While the pair are studying more about why with a separate grant, they theorize that ATP7A and its relationship with copper is integral to healthy vascular repair functions like angiogenesis and protecting the integrity of the endothelial cell barrier.
They’ve already shown that low levels of ATP7A are a major contributor to dysfunctional angiogenesis because when they give the transport protein to diabetic mice and mice with their copper transport ability genetically altered, the natural ability is rescued, Fukai says.
Now they are putting more pieces together by showing, for example, that IQGAP1 – a scaffold protein involved in signaling and keeping cell contents in the right place like the nucleus or cell membrane – promotes the signaling of vascular endothelial growth factor, or VEGF. VEGF is essential to making blood vessels and IQGAP1 binds to it key receptor, VEGF receptor 2.
While it’s known VEGF receptor 2 signaling is impaired in diabetes, they’ve found decreased ATP7A levels appear responsible for the receptor’s degradation, Fukai says. They are now seeing what stabilizing normal levels of copper does to angiogenesis and to the barrier function of endothelial cells in both cells taken from diabetic mice and the tiny vasculature of patients with type 2 diabetes.

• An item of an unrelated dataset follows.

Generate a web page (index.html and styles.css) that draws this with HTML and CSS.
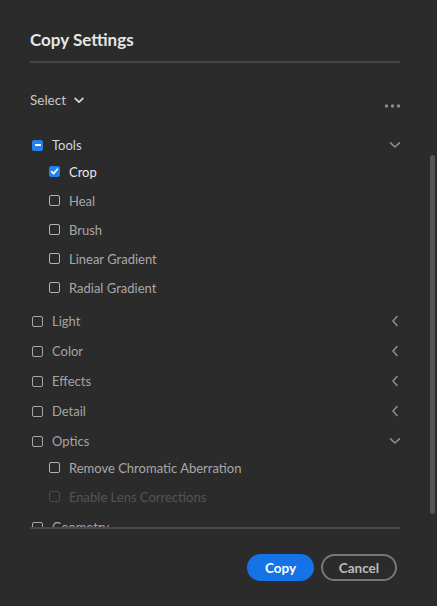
FILE: index.html
```html
<!DOCTYPE html>
<html>
<head>
<meta charset="utf-8">
<link rel="stylesheet" href="styles.css">
</head>
<body>
<div class="dialog">
  <h1 class="title">Copy Settings</h1>
  <div class="divider"></div>
  <div class="select-row">
    <div class="select">Select
      <svg class="sel-chev" width="10" height="7" viewBox="0 0 10 7"><path d="M1.2 1.5 L5 5.2 L8.8 1.5" fill="none" stroke="#d0d0d0" stroke-width="1.8" stroke-linecap="round" stroke-linejoin="round"/></svg>
    </div>
    <svg class="dots" width="17" height="20" viewBox="0 0 17 20"><circle cx="2.5" cy="16" r="1.7" fill="#8a8a8a"/><circle cx="8.5" cy="16" r="1.7" fill="#8a8a8a"/><circle cx="14.5" cy="16" r="1.7" fill="#8a8a8a"/></svg>
  </div>

  <div class="list">
    <div class="row parent">
      <span class="cb partial"><span class="minus"></span></span>
      <span class="lbl lbl-tools">Tools</span>
      <svg class="chev" width="12" height="8" viewBox="0 0 12 8"><path d="M1.5 1.8 L6 6 L10.5 1.8" fill="none" stroke="#8c8c8c" stroke-width="1.6" stroke-linecap="round" stroke-linejoin="round"/></svg>
    </div>
    <div class="children">
      <div class="row child">
        <span class="cb checked"><svg width="11" height="11" viewBox="0 0 11 11"><path d="M2.6 5.6 L4.6 7.6 L8.4 3.2" fill="none" stroke="#fff" stroke-width="1.7" stroke-linecap="round" stroke-linejoin="round"/></svg></span>
        <span class="lbl lbl-on">Crop</span>
      </div>
      <div class="row child"><span class="cb"></span><span class="lbl lbl-sub">Heal</span></div>
      <div class="row child"><span class="cb"></span><span class="lbl lbl-sub">Brush</span></div>
      <div class="row child"><span class="cb"></span><span class="lbl lbl-sub">Linear Gradient</span></div>
      <div class="row child"><span class="cb"></span><span class="lbl lbl-sub">Radial Gradient</span></div>
    </div>
    <div class="row parent"><span class="cb"></span><span class="lbl">Light</span>
      <svg class="chev-l" width="8" height="12" viewBox="0 0 8 12"><path d="M6 1.5 L2 6 L6 10.5" fill="none" stroke="#8c8c8c" stroke-width="1.6" stroke-linecap="round" stroke-linejoin="round"/></svg></div>
    <div class="row parent"><span class="cb"></span><span class="lbl">Color</span>
      <svg class="chev-l" width="8" height="12" viewBox="0 0 8 12"><path d="M6 1.5 L2 6 L6 10.5" fill="none" stroke="#8c8c8c" stroke-width="1.6" stroke-linecap="round" stroke-linejoin="round"/></svg></div>
    <div class="row parent"><span class="cb"></span><span class="lbl">Effects</span>
      <svg class="chev-l" width="8" height="12" viewBox="0 0 8 12"><path d="M6 1.5 L2 6 L6 10.5" fill="none" stroke="#8c8c8c" stroke-width="1.6" stroke-linecap="round" stroke-linejoin="round"/></svg></div>
    <div class="row parent"><span class="cb"></span><span class="lbl">Detail</span>
      <svg class="chev-l" width="8" height="12" viewBox="0 0 8 12"><path d="M6 1.5 L2 6 L6 10.5" fill="none" stroke="#8c8c8c" stroke-width="1.6" stroke-linecap="round" stroke-linejoin="round"/></svg></div>
    <div class="row parent"><span class="cb"></span><span class="lbl">Optics</span>
      <svg class="chev" width="12" height="8" viewBox="0 0 12 8"><path d="M1.5 1.8 L6 6 L10.5 1.8" fill="none" stroke="#8c8c8c" stroke-width="1.6" stroke-linecap="round" stroke-linejoin="round"/></svg></div>
    <div class="children children-last">
      <div class="row child"><span class="cb"></span><span class="lbl lbl-sub">Remove Chromatic Aberration</span></div>
      <div class="row child"><span class="cb disabled"></span><span class="lbl lbl-dis">Enable Lens Corrections</span></div>
    </div>
    <div class="row parent"><span class="cb"></span><span class="lbl">Geometry</span></div>
  </div>
  <div class="scrollbar"></div>

  <div class="footer">
    <button class="btn btn-primary">Copy</button>
    <button class="btn btn-secondary">Cancel</button>
  </div>
</div>
</body>
</html>
```

FILE: styles.css
```css
html, body {
  margin: 0;
  padding: 0;
  background: #2b2b2b;
}
body {
  font-family: Lato, "Open Sans", sans-serif;
  width: 437px;
  height: 606px;
  overflow: hidden;
}
.dialog {
  position: relative;
  width: 437px;
  height: 606px;
  box-sizing: border-box;
  padding: 28px 37px 0 30px;
}
.title {
  margin: 0;
  font-size: 17px;
  line-height: 24px;
  font-weight: 700;
  color: #e6e6e6;
}
.divider {
  margin-top: 9px;
  height: 2px;
  background: #464646;
}
.select-row {
  margin-top: 27px;
  height: 20px;
  display: flex;
  justify-content: space-between;
  align-items: center;
}
.select {
  display: flex;
  align-items: center;
  font-size: 13.5px;
  line-height: 20px;
  color: #c8c8c8;
}
.sel-chev {
  margin-left: 8px;
  margin-top: 1px;
}
.dots {
  margin-right: -1px;
}
.list {
  margin-top: 20px;
  height: 397px;
  overflow: hidden;
  border-bottom: 2px solid #494949;
}
.row {
  display: flex;
  align-items: center;
  font-size: 13px;
}
.parent {
  height: 30px;
}
.child {
  height: 29px;
  padding-left: 17px;
}
.children {
  margin-top: -3px;
  padding-bottom: 4px;
}
.children-last {
  padding-bottom: 1px;
}
.cb {
  width: 11px;
  height: 11px;
  box-sizing: border-box;
  border: 1.5px solid #a6a6a6;
  border-radius: 2px;
  margin-left: 2px;
  flex: none;
  display: flex;
  align-items: center;
  justify-content: center;
  position: relative;
}
.child .cb {
  border-color: #b4b4b4;
}
.cb.checked, .cb.partial {
  background: #2680eb;
  border-color: #2680eb;
}
.cb.checked svg {
  position: absolute;
  left: -1.5px;
  top: -1.5px;
}
.minus {
  width: 6px;
  height: 2px;
  background: #fff;
}
.cb.disabled {
  border-color: #4a4a4a;
}
.lbl {
  margin-left: 9px;
  color: #a4a4a4;
  flex: 1;
  line-height: 18px;
}
.lbl-tools {
  color: #d6d6d6;
}
.lbl-on {
  color: #e8e8e8;
}
.lbl-sub {
  color: #a8a8a8;
}
.lbl-dis {
  color: #545454;
}
.chev {
  margin-right: -1px;
}
.chev-l {
  margin-right: 1px;
}
.scrollbar {
  position: absolute;
  left: 430px;
  top: 155px;
  width: 5px;
  height: 359px;
  border-radius: 3px;
  background: #545454;
}
.footer {
  margin-top: 25px;
  display: flex;
  justify-content: flex-end;
  gap: 7px;
  padding-right: 3px;
}
.btn {
  height: 27px;
  border-radius: 14px;
  font-family: Lato, "Open Sans", sans-serif;
  font-weight: 700;
  font-size: 13.5px;
  padding: 0;
  box-sizing: border-box;
  cursor: pointer;
}
.btn-primary {
  width: 67px;
  background: #1473e6;
  border: none;
  color: #ffffff;
}
.btn-secondary {
  width: 76px;
  background: transparent;
  border: 2px solid #777777;
  color: #bdbdbd;
}
```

They also are learning more about how low ATP7A levels impair VEGF signaling and, ultimately, the integrity of endothelial cells. This includes looking at relationships such as whether ATP7A’s binding to IQGAP1 – which they have already connected to VEGF – keeps processes working as they should and avoids degradation of the VEGF receptor.
They also are further pursuing ATP7A’s therapeutic potential in a variety of animal models including models of type 1 and 2 diabetes in the face of ischemia of the limb, a common problem for patients.
Copper is found in a variety of foods such as nuts, poppy and sunflower seeds, chickpeas, organ meats like liver, oysters and wheat bran cereals. Copper supplements already are used to improve wound healing and for osteoarthritis and osteoporosis, as well as for a rare copper deficiency, which can cause anemia since the metal is essential for iron uptake. Abnormal copper levels also have been associated with brain degeneration, excessive bleeding, fragile skin and white hair. “It kind of mimics the aging process,” Fukai says.
There are not currently any drugs known to increase ATP7A levels, so Fukai and Ushio-Fukai’s many exploits include finding ways to do that in humans.
More than 100 million U.S. adults have diabetes or prediabetes, according to the CDC, and diabetes is the seventh leading cause of death in this country. Health complications include premature death, heart disease, stroke, kidney failure and amputation of toes, feet or legs.
Most new blood vessel growth results in response to an injury or ischemia, the scientists say. Pregnancy, when the mother’s body produces a vascular network to both supply the fetus with nutrients and oxygen and eliminate the fetus’ waste, is another example of the innate angiogenesis function that goes awry in diabetes.
Ushio-Fukai is a professor in the MCG Department of Medicine and Fukai is a professor in the MCG Department of Pharmacology and Toxicology.